The lyrical theme is a disturbed stew of musings on redemption, forgiveness, and the ravages of time on mind and body, mumbled and whispered from the point of view of a disturbed man's memories. A few of the sing-song and narrative elements are whimsical enough to hearken back to '60s psychedelia; the more lighthearted track "Feathers at Dawn" makes it tempting to think of this album as a darker, more dissonant and somber cousin to the Small Faces album Ogden's Nut Gone Flake. But a broad range of percussion, instrumentation and sonic textures covers an equally broad range of styles, making this disc difficult to categorize, and justifiably so.
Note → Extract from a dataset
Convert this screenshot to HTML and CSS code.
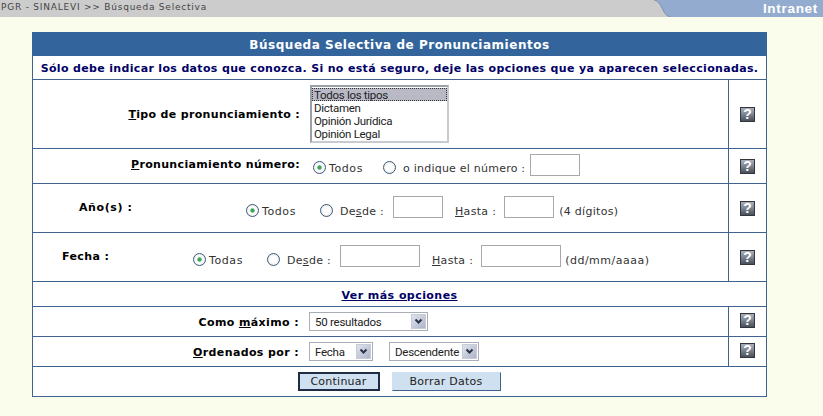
FILE: index.html
```html
<!DOCTYPE html>
<html lang="es">
<head>
<meta charset="utf-8">
<title>Búsqueda Selectiva</title>
<link rel="stylesheet" href="styles.css">
</head>
<body>
<header class="topbar">
  <div class="crumb">PGR - SINALEVI &gt;&gt; Búsqueda Selectiva</div>
  <svg class="curve" width="18" height="17" viewBox="0 0 18 17"><path d="M0 0H2C7 1 9 6 11 10C13 14 15 16 18 17H0Z" fill="#cccccc"/><path d="M2 0C7 1 9 6 11 10C13 14 15 16 18 17" fill="none" stroke="#7f8ea8" stroke-width="1"/></svg>
  <div class="intranet">Intranet</div>
</header>
<main class="panel">
  <h1 class="title">Búsqueda Selectiva de Pronunciamientos</h1>
  <p class="note">Sólo debe indicar los datos que conozca. Si no está seguro, deje las opciones que ya aparecen seleccionadas.</p>

  <div class="row h69">
    <div class="cell">
      <label class="lbl lbl-wide"><u>T</u>ipo de pronunciamiento :</label>
      <div class="listbox">
        <div class="item sel">Todos los tipos</div>
        <div class="item">Dictamen</div>
        <div class="item">Opinión Jurídica</div>
        <div class="item">Opinión Legal</div>
      </div>
    </div>
    <div class="help"><span class="q">?</span></div>
  </div>

  <div class="row h35">
    <div class="cell">
      <label class="lbl lbl-wide"><u>P</u>ronunciamiento número:</label>
      <input class="radio r-first" type="radio" name="n" checked>
      <span class="txt t-todos">Todos</span>
      <input class="radio r-n2" type="radio" name="n">
      <span class="txt t-ind">o indique el número :</span>
      <input class="box b50 b-n" type="text">
    </div>
    <div class="help"><span class="q">?</span></div>
  </div>

  <div class="row h49">
    <div class="cell pad-year">
      <label class="lbl lbl-year">Año(s) :</label>
      <input class="radio" type="radio" name="y" checked>
      <span class="txt t-todos">Todos</span>
      <input class="radio r-y2" type="radio" name="y">
      <span class="txt t-desde">De<u>s</u>de :</span>
      <input class="box b50 b-d" type="text">
      <span class="txt t-hasta"><u>H</u>asta :</span>
      <input class="box b50 b-h" type="text">
      <span class="txt t-hint">(4 dígitos)</span>
    </div>
    <div class="help"><span class="q">?</span></div>
  </div>

  <div class="row h49">
    <div class="cell pad-date">
      <label class="lbl lbl-date">Fecha :</label>
      <input class="radio" type="radio" name="f" checked>
      <span class="txt t-todos">Todas</span>
      <input class="radio r-y2" type="radio" name="f">
      <span class="txt t-desde">De<u>s</u>de :</span>
      <input class="box b80 b-d" type="text">
      <span class="txt t-hasta"><u>H</u>asta :</span>
      <input class="box b80 b-h" type="text">
      <span class="txt t-hint2">(dd/mm/aaaa)</span>
    </div>
    <div class="help"><span class="q">?</span></div>
  </div>

  <div class="row-full h25"><a class="more" href="#">Ver más opciones</a></div>

  <div class="row h30">
    <div class="cell">
      <label class="lbl lbl-wide lbl-drop">Como <u>m</u>áximo :</label>
      <div class="drop d-max"><span>50 resultados</span><span class="arrow"><svg width="11" height="11" viewBox="0 0 11 11"><path d="M2.5 3.5L5.5 6.5L8.5 3.5" fill="none" stroke="#2a3448" stroke-width="2"/></svg></span></div>
    </div>
    <div class="help"><span class="q">?</span></div>
  </div>

  <div class="row h30">
    <div class="cell">
      <label class="lbl lbl-wide lbl-drop"><u>O</u>rdenados por :</label>
      <div class="drop d-fecha"><span>Fecha</span><span class="arrow"><svg width="11" height="11" viewBox="0 0 11 11"><path d="M2.5 3.5L5.5 6.5L8.5 3.5" fill="none" stroke="#2a3448" stroke-width="2"/></svg></span></div>
      <div class="drop d-orden"><span>Descendente</span><span class="arrow"><svg width="11" height="11" viewBox="0 0 11 11"><path d="M2.5 3.5L5.5 6.5L8.5 3.5" fill="none" stroke="#2a3448" stroke-width="2"/></svg></span></div>
    </div>
    <div class="help"><span class="q">?</span></div>
  </div>

  <div class="row-full h30 actions">
    <button class="btn btn-main" type="button">Continuar</button>
    <button class="btn btn-alt" type="button">Borrar Datos</button>
  </div>
</main>
</body>
</html>
```
FILE: styles.css
```css
* { box-sizing: border-box; }
html, body { margin: 0; padding: 0; }
body {
  background: #fafdeb;
  font-family: "DejaVu Sans", Verdana, sans-serif;
  font-size: 11px;
  color: #333;
  height: 416px;
  overflow: hidden;
}
.topbar { display: flex; height: 17px; background: #94abd0; }
.crumb {
  width: 652px;
  background: #ccc;
  color: #444;
  font-size: 9px;
  letter-spacing: .78px;
  line-height: 14px;
  padding-left: 1px;
  white-space: nowrap;
}
.curve { display: block; flex: none; }
.intranet {
  margin-left: auto;
  padding-right: 5px;
  color: #fff;
  font-family: "Liberation Sans", Arial, sans-serif;
  font-weight: 700;
  font-size: 13.5px;
  letter-spacing: .7px;
  line-height: 18px;
}
.panel {
  width: 735px;
  margin: 15px 0 0 32px;
  background: #fff;
  border: 1px solid #3f638c;
  border-top: 0;
  border-bottom: 0;
}
.title {
  margin: 0 -1px;
  height: 24px;
  background: #33659c;
  color: #fff;
  font-size: 12px;
  font-weight: 700;
  letter-spacing: .53px;
  line-height: 26px;
  text-align: center;
}
.note {
  margin: 0;
  height: 24px;
  border-bottom: 1px solid #3f638c;
  color: #000066;
  font-size: 11px;
  font-weight: 700;
  letter-spacing: .34px;
  line-height: 25px;
  text-align: center;
  white-space: nowrap;
}
.row {
  display: grid;
  grid-template-columns: 696px 1fr;
  border-bottom: 1px solid #3f638c;
}
.row-full {
  display: flex;
  align-items: center;
  justify-content: center;
  border-bottom: 1px solid #3f638c;
}
.h69 { height: 69px; }
.h35 { height: 35px; }
.h49 { height: 49px; }
.h25 { height: 25px; }
.h30 { height: 30px; }
.cell {
  display: flex;
  align-items: center;
  border-right: 1px solid #3f638c;
  white-space: nowrap;
}
.pad-year { padding-left: 46px; }
.pad-date { padding-left: 29px; }
.help { display: flex; align-items: center; justify-content: center; }
.q {
  display: block;
  width: 15px;
  height: 15px;
  border: 1px solid #33363c;
  background: linear-gradient(180deg, #a9afba 0%, #808896 45%, #4a505a 100%);
  color: #fff;
  font-family: "Liberation Sans", Arial, sans-serif;
  font-size: 14px;
  font-weight: 700;
  line-height: 13px;
  text-align: center;
}
.h30 .q { margin-top: -2px; }
.lbl {
  color: #000;
  font-weight: 700;
  font-size: 11px;
  letter-spacing: .33px;
  flex: none;
}
.lbl-wide { width: 267px; text-align: right; margin-right: 10px; }
.lbl-drop { margin-right: 10px; margin-top: 1px; width: 266px; letter-spacing: .38px; }
.lbl-year { width: 167px; margin-top: -2px; letter-spacing: .6px; }
.lbl-date { width: 131px; margin-top: -2px; letter-spacing: .4px; }
.h35 .lbl-wide { margin-top: -3px; margin-right: 13px; }
.listbox {
  width: 139px;
  height: 58px;
  border: 2px solid;
  border-color: #9aa0a8 #c6cbd2 #c6cbd2 #9aa0a8;
  background: #fff;
  padding: 1px 0 0;
  font-family: "Liberation Sans Narrow", "Roboto", "Liberation Sans", sans-serif;
  font-size: 11.5px;
  letter-spacing: -.3px;
  color: #222;
}
.item { height: 13px; line-height: 15px; padding-left: 2px; }
.sel {
  background: #b9b9c6;
  outline: 1px dotted #333;
  outline-offset: -1px;
}
.radio {
  appearance: none;
  width: 13px;
  height: 13px;
  margin: 3px 0 0;
  flex: none;
  border: 1px solid #3d5a78;
  border-radius: 50%;
  background: radial-gradient(circle, #fff 40%, #d6d9dc 100%);
}
.h49 .radio { margin-top: 5px; }
.radio:checked {
  background: radial-gradient(circle, #3fa45e 0, #3fa45e 22%, #fff 34%, #e4e6e8 100%);
}
.txt {
  color: #333;
  font-size: 11px;
  letter-spacing: .3px;
  margin-top: 4px;
  flex: none;
}
.h49 .txt { margin-top: 6px; }
.t-todos { margin-left: 3px; width: 33px; letter-spacing: .6px; }
.r-n2 { margin-left: 21px; }
.t-ind { margin-left: 7px; letter-spacing: .23px; }
.b-n { margin-left: 5px; margin-top: -2px; }
.r-y2 { margin-left: 25px; }
.t-desde { margin-left: 7px; }
.box {
  height: 22px;
  border: 1px solid #a8a8a8;
  background: #fff;
  padding: 0;
  flex: none;
}
.b50 { width: 50px; }
.b80 { width: 80px; }
.b-d { margin-left: 9px; margin-top: -2px; }
.t-hasta { margin-left: 12px; }
.b-h { margin-left: 8px; margin-top: -2px; }
.t-hint { margin-left: 5px; }
.t-hint2 { margin-left: 4px; letter-spacing: .5px; }
.more {
  margin-top: 2px;
  color: #000066;
  font-weight: 700;
  font-size: 11px;
  letter-spacing: .44px;
  text-decoration: underline;
}
.drop {
  display: flex;
  align-items: center;
  justify-content: space-between;
  height: 19px;
  padding: 0 1px 0 5px;
  border: 1px solid #a9adb5;
  background: #fff;
  color: #222;
  font-family: "Liberation Sans Narrow", "Roboto", "Liberation Sans", sans-serif;
  font-size: 11.5px;
  letter-spacing: -.25px;
  flex: none;
}
.d-max { width: 119px; }
.d-fecha { width: 64px; }
.d-orden { width: 90px; margin-left: 16px; }
.arrow {
  display: flex;
  align-items: center;
  justify-content: center;
  width: 15px;
  height: 15px;
  background: linear-gradient(135deg, #dfe3ec, #aeb5ca);
  border: 1px solid #c8ccd8;
}
.actions { gap: 12px; padding-right: 1px; }
.btn {
  height: 19px;
  padding: 0;
  background: #cfe0f0;
  color: #222;
  font-family: "DejaVu Sans", Verdana, sans-serif;
  font-size: 11px;
  letter-spacing: .25px;
}
.btn-main { width: 82px; border: 2px solid; border-color: #1e2c44; margin-top: -1px; }
.btn-alt { width: 109px; border: 1px solid; border-color: #cfe0f0 #3f638c #3f638c #cfe0f0; margin-top: -1px; }
```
Toward the end of the CD, "The Made Man's Manifesto" lifts you up with arrangements and effects anomalous to the rest of the record, from its staccatto distorted-organ riff to its lazy, lolling slide guitar. From mid-song it all jells and goes riding into the sunset, culminating in an extended jam, a genuinely inspiring bit of relief from the gloom. Imagine a more perfect union amongst Industrial minimalism, psychedelic guitar and a better, more virtuous touch of New Age, and we pretty much have the picture.

As far as the tour and this record is concerned, the LPD remain an item to watch, for refusing to be put in a box all these years, and fans ought not to have been the least bit disappointed. A long, strange trip indeed.